Monday 16 July 2018

PZ Cussons suffers profits hit as UK shoppers eye discount rivals

Adjusted pre-tax profits slid 15% to £34 million for the six months ending in November.

A picture of PZ Cussons' Imperial Leather range (PZ Cussons/PA)
A picture of PZ Cussons' Imperial Leather range (PZ Cussons/PA)

By Ben Woods, Press Association Chief City Correspondent

Imperial Leather-owner PZ Cussons has seen profits suffer after Britain’s soaring inflation encouraged shoppers to swap brand name soaps for discounted rivals.

Adjusted pre-tax profits slid 15% to £34 million for the six months ending in November, driven largely by tough UK trading conditions driven as shoppers tightened their belts.

PZ Cussons, which also own St Tropez sun tan lotion and Original Source shower gel, expects profits to scrub up better in the second half of the year when it reaps the rewards of new product launches and bigger distribution.

Revenues lifted 2% to £385.4 million over the period, but investors took a dim view of the half-year update, with shares dropping more than 3% in afternoon trading on the London Stock Exchange.

British households have faced a sustained squeeze on their spending power from a jump in the cost of living and paltry wage growth, despite inflation easing to 3% in December.

In a stock market announcement, PZ Cussons said: “In the UK, consumers are shopping cautiously reflecting general cost inflation outstripping wage growth and broader economic uncertainty, resulting in lower profitability in the washing and bathing division versus the prior period.

“Product launches across Imperial Leather, Carex and Original Source brands have been well received. However, volumes remain very sensitive to price points and discounting.

“Further brand initiatives are planned for the second half with innovation for the consumer increasingly important to secure distribution and deliver stand out on shelf.”

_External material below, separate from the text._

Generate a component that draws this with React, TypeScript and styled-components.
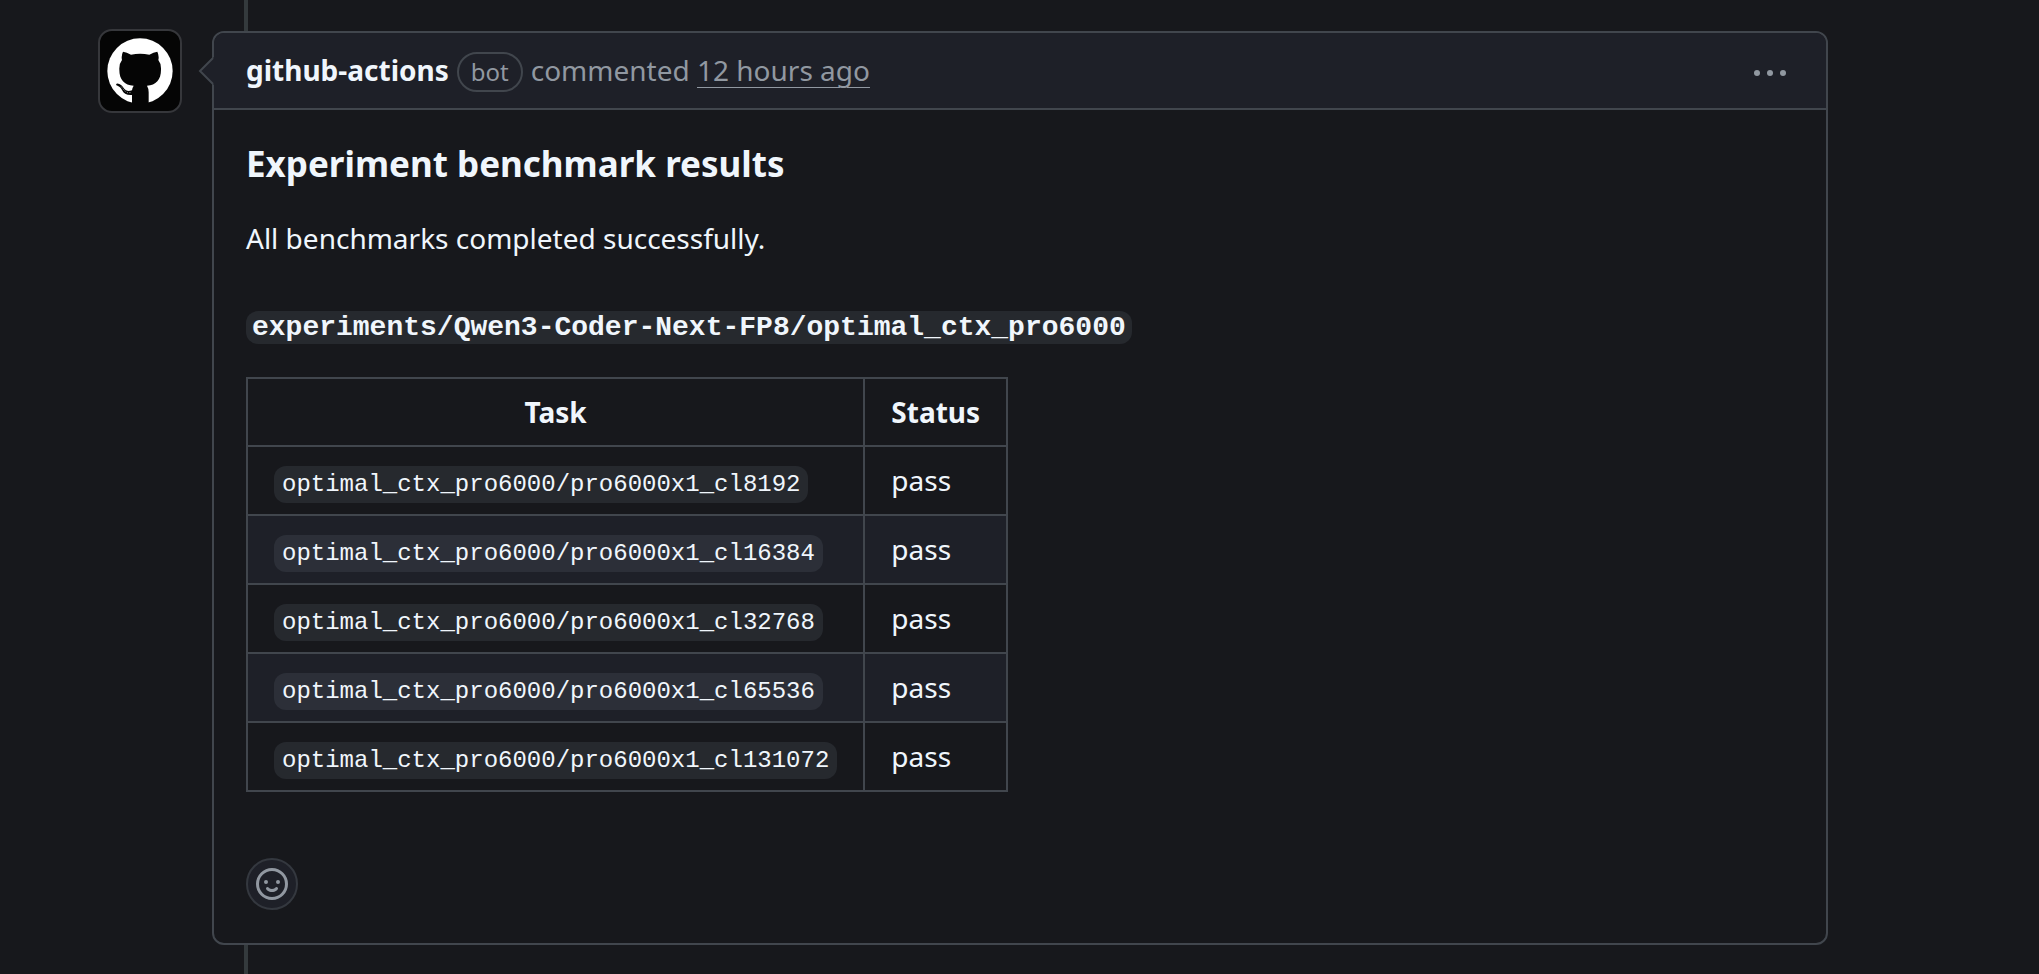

Pre-tax profits made for brighter reading on a statutory basis, lifting 37% to £34.2 million, but reported revenues in Europe fell 4% to £129.9 million.

While margins were squeezed across Europe and Africa, Asia helped soften the blow thanks to strong trading in Australia and Indonesia.

The FTSE 250 firm said its full-year results hinged on a “successful delivery” in the UK, coupled with improved economic growth in Nigeria.